#### [Set problem]
Copy all lines of the listing that include the string "screenshot".

#### [Data to process]
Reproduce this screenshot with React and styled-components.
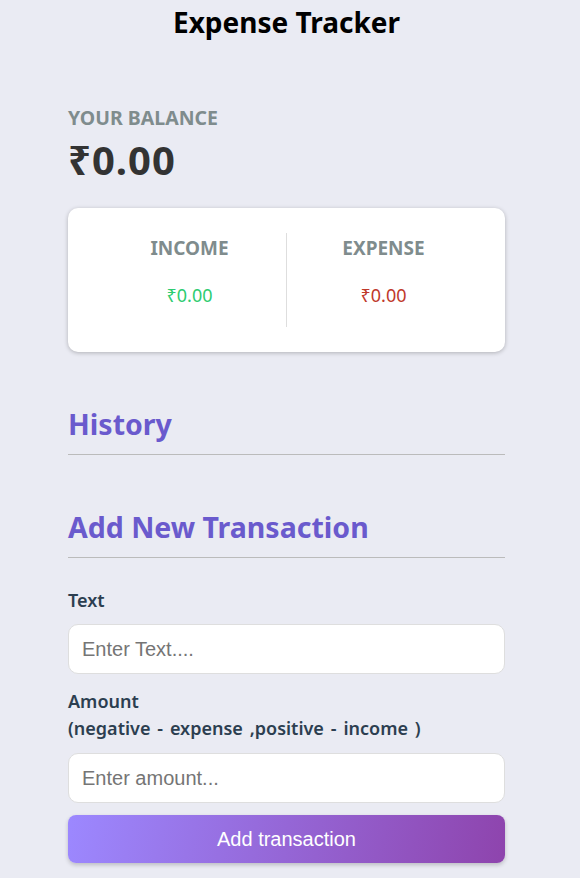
import React from 'react'
import styled, { createGlobalStyle } from 'styled-components'

const GlobalStyle = createGlobalStyle`
    * {
        box-sizing: border-box;
    }
    body {
        margin: 0;
        padding-right: 7px;
        background-color: #eaebf3;
        font-family: "Noto Sans", "Open Sans", sans-serif;
    }
`

export default function App() {
    return (
        <>
            <GlobalStyle />
            <Container>
                <Title>Expense Tracker</Title>
                <BalanceLabel>Your Balance</BalanceLabel>
                <Balance>₹0.00</Balance>

                <Summary>
                    <Column>
                        <ColumnLabel>Income</ColumnLabel>
                        <Money $type="plus">₹0.00</Money>
                    </Column>
                    <Column $divider>
                        <ColumnLabel>Expense</ColumnLabel>
                        <Money $type="minus">₹0.00</Money>
                    </Column>
                </Summary>

                <SectionTitle>History</SectionTitle>

                <SectionTitle>Add New Transaction</SectionTitle>
                <Form onSubmit={e => e.preventDefault()}>
                    <Field>
                        <Label htmlFor="text">Text</Label>
                        <Input id="text" type="text" placeholder="Enter Text...." />
                    </Field>
                    <Field>
                        <Label htmlFor="amount" $gap={11}>
                            Amount <br />
                            (negative - expense ,positive - income )
                        </Label>
                        <Input id="amount" type="number" placeholder="Enter amount..." />
                    </Field>
                    <Button type="submit">Add transaction</Button>
                </Form>
            </Container>
        </>
    )
}

const Container = styled.div`
    width: 437px;
    margin: 0 auto;
    padding-bottom: 15px;
`

const Title = styled.h1`
    margin: 6px 0 0;
    font-size: 28px;
    line-height: 32px;
    font-weight: 700;
    color: #000;
    text-align: center;
`

const BalanceLabel = styled.h4`
    margin: 68px 0 0;
    font-size: 19.5px;
    line-height: 24px;
    font-weight: 700;
    color: #7f8c8d;
    text-transform: uppercase;
`

const Balance = styled.h2`
    margin: 8px 0 0;
    font-size: 40px;
    line-height: 44px;
    font-weight: 700;
    color: #333;
    letter-spacing: 1px;
`

const Summary = styled.div`
    display: flex;
    margin-top: 26px;
    padding: 25px;
    background-color: #fff;
    border-radius: 10px;
    box-shadow: 0 1px 4px rgba(0, 0, 0, 0.25);
`

const Column = styled.div`
    flex: 1;
    display: flex;
    flex-direction: column;
    align-items: center;
    padding: 3px 0 20px;
    border-left: ${p => p.$divider ? '1px solid #dedede' : 'none'};
`

const ColumnLabel = styled.h4`
    margin: 0;
    font-size: 19px;
    line-height: 24px;
    font-weight: 700;
    color: #7f8c8d;
    text-transform: uppercase;
`

const Money = styled.p`
    margin: 23px 0 0;
    font-size: 18px;
    line-height: 24px;
    color: ${p => p.$type === 'plus' ? '#2ecc71' : '#c0392b'};
`

const SectionTitle = styled.h3`
    margin: 54px 0 0;
    padding-bottom: 12px;
    border-bottom: 1px solid #bbb;
    font-size: 28.5px;
    line-height: 36px;
    font-weight: 700;
    color: #6a5acd;
`

const Form = styled.form`
    display: flex;
    flex-direction: column;
    margin-top: 29px;
`

const Field = styled.div`
    display: flex;
    flex-direction: column;
    margin-bottom: 14px;
`

const Label = styled.label`
    font-size: 18px;
    line-height: 27px;
    font-weight: 600;
    color: #2c3e50;
    margin-bottom: ${p => p.$gap || 10}px;
    word-spacing: 2.2px;
`

const Input = styled.input`
    width: 100%;
    height: 50px;
    padding: 10px 13px;
    border: 1px solid #dedede;
    border-radius: 10px;
    background: #fff;
    font-family: "Liberation Sans", Arial, sans-serif;
    font-size: 20px;
    color: #333;
    outline: none;
    -moz-appearance: textfield;

    &::placeholder {
        color: #757575;
    }
    &::-webkit-outer-spin-button,
    &::-webkit-inner-spin-button {
        -webkit-appearance: none;
        margin: 0;
    }
`

const Button = styled.button`
    width: 100%;
    height: 48px;
    margin-top: -2px;
    border: none;
    border-radius: 8px;
    background: linear-gradient(100deg, #9c88ff 0%, #8e44ad 100%);
    box-shadow: 0 2px 4px rgba(0, 0, 0, 0.2);
    color: #fff;
    font-family: "Liberation Sans", Arial, sans-serif;
    font-size: 20px;
    cursor: pointer;
`
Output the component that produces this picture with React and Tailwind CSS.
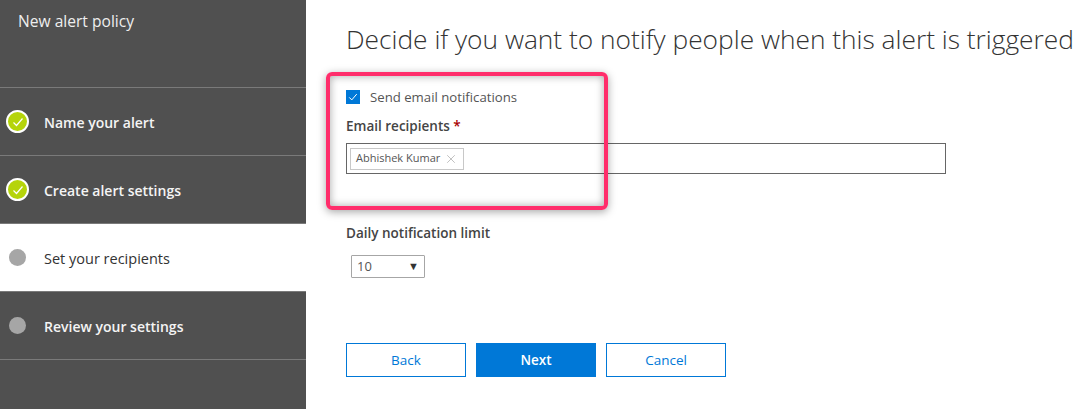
import { X } from 'lucide-react'

const pasos = [
  { nome: 'Name your alert', estado: 'feito' },
  { nome: 'Create alert settings', estado: 'feito' },
  { nome: 'Set your recipients', estado: 'atual' },
  { nome: 'Review your settings', estado: 'pendente' },
]

function Visto({ size = 10, className = '' }) {
  return (
    <svg width={size} height={size} viewBox="0 0 12 12" fill="none" className={className}>
      <path d="M1.5 6.5 L4.5 9.5 L10.5 2.5" stroke="currentColor" strokeWidth="1.2" />
    </svg>
  )
}

function Passo({ nome, estado }) {
  const atual = estado === 'atual'
  return (
    <div className={`flex h-[68px] items-center border-b border-[#7a7a7a] ${atual ? 'bg-white' : ''}`}>
      <div className="flex w-[44px] shrink-0 justify-center pr-[9px]">
        {estado === 'feito' ? (
          <div className="flex h-[23px] w-[23px] items-center justify-center rounded-full border-2 border-white bg-[#b5d40a] text-white">
            <Visto size={12} />
          </div>
        ) : (
          <div className="h-[17px] w-[17px] rounded-full bg-[#a6a6a6]" />
        )}
      </div>
      <span className={`pt-[2px] ${atual ? 'text-[14.5px] text-[#333333]' : 'text-[14px] font-semibold text-[#f4f4f4]'}`}>
        {nome}
      </span>
    </div>
  )
}

function Botao({ children, primario }) {
  return (
    <button
      className={`h-[34px] w-[120px] border border-[#0078d7] text-[13.5px] ${
        primario ? 'bg-[#0078d7] font-semibold text-white' : 'bg-white text-[#0078d7]'
      }`}
    >
      {children}
    </button>
  )
}

export default function App() {
  return (
    <div className="flex h-[409px] w-[1092px] overflow-hidden bg-white font-['Open_Sans','Noto_Sans',sans-serif]">
      <aside className="flex w-[306px] shrink-0 flex-col bg-[#505050]">
        <div className="h-[88px] border-b border-[#7a7a7a] pt-[10px] pl-[18px] text-[15.6px] text-[#eeeeee]">
          New alert policy
        </div>
        {pasos.map((p) => (
          <Passo key={p.nome} {...p} />
        ))}
      </aside>

      <main className="relative flex-1 pl-[40px]">
        <h1 className="mt-[22px] text-[26.3px] leading-[34px] font-light whitespace-nowrap text-[#333333]">
          Decide if you want to notify people when this alert is triggered
        </h1>

        <label className="mt-[33px] flex h-[16px] items-center gap-[10px] text-[13.2px] text-[#555555]">
          <span className="flex h-[14px] w-[14px] items-center justify-center bg-[#0078d7] text-white">
            <Visto size={10} />
          </span>
          <span className="pt-[2px]">Send email notifications</span>
        </label>

        <div className="mt-[11px] text-[13.5px] leading-[20px] font-semibold text-[#444444]">
          Email recipients <span className="text-[#a80000]">*</span>
        </div>

        <div className="mt-[7px] flex h-[31px] w-[600px] items-center border border-[#666666] pl-[3px]">
          <span className="flex h-[22px] items-center gap-[4px] border border-[#c8c8c8] pr-[5px] pl-[5px] text-[11px] text-[#555555]">
            Abhishek Kumar
            <X size={14} strokeWidth={1.2} className="text-[#a6a6a6]" />
          </span>
        </div>

        <div className="mt-[49px] text-[13.5px] leading-[20px] font-semibold text-[#444444]">
          Daily notification limit
        </div>

        <div className="mt-[12px] ml-[5px] flex h-[23px] w-[74px] items-center justify-between rounded-[1px] border border-[#a6a6a6] pr-[5px] pl-[5px] text-[13px] text-[#555555]">
          10
          <span className="text-[11px] text-[#333333]">▼</span>
        </div>

        <div className="mt-[65px] flex gap-[10px]">
          <Botao>Back</Botao>
          <Botao primario>Next</Botao>
          <Botao>Cancel</Botao>
        </div>

        <div className="pointer-events-none absolute top-[72px] left-[20px] h-[138px] w-[282px] rounded-[6px] border-4 border-[#ff2d6b] shadow-[0_2px_8px_rgba(0,0,0,0.35),inset_0_0_8px_rgba(0,0,0,0.35)]" />
      </main>
    </div>
  )
}
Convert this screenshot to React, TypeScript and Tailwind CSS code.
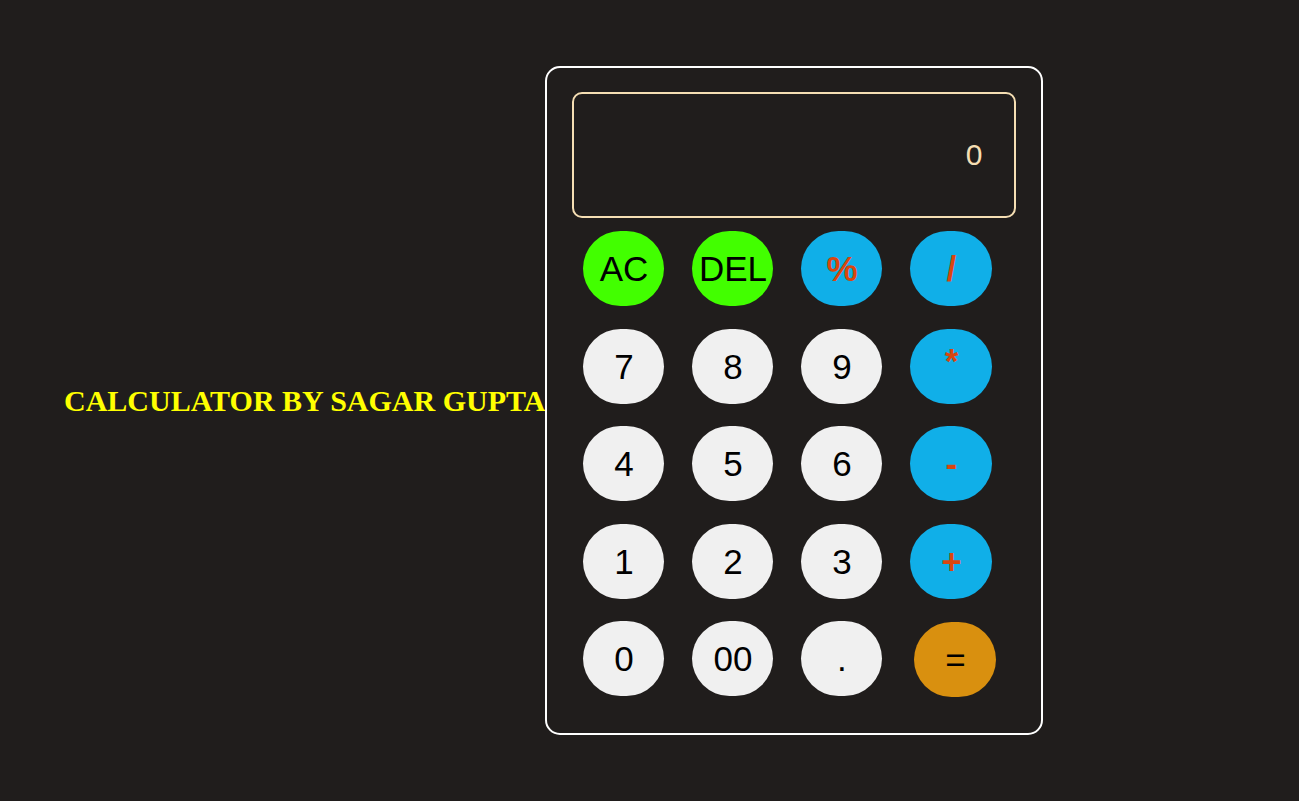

#### [Task solution]
Reproduce this screenshot with React and styled-components.
Convert this screenshot to React, TypeScript and Tailwind CSS code.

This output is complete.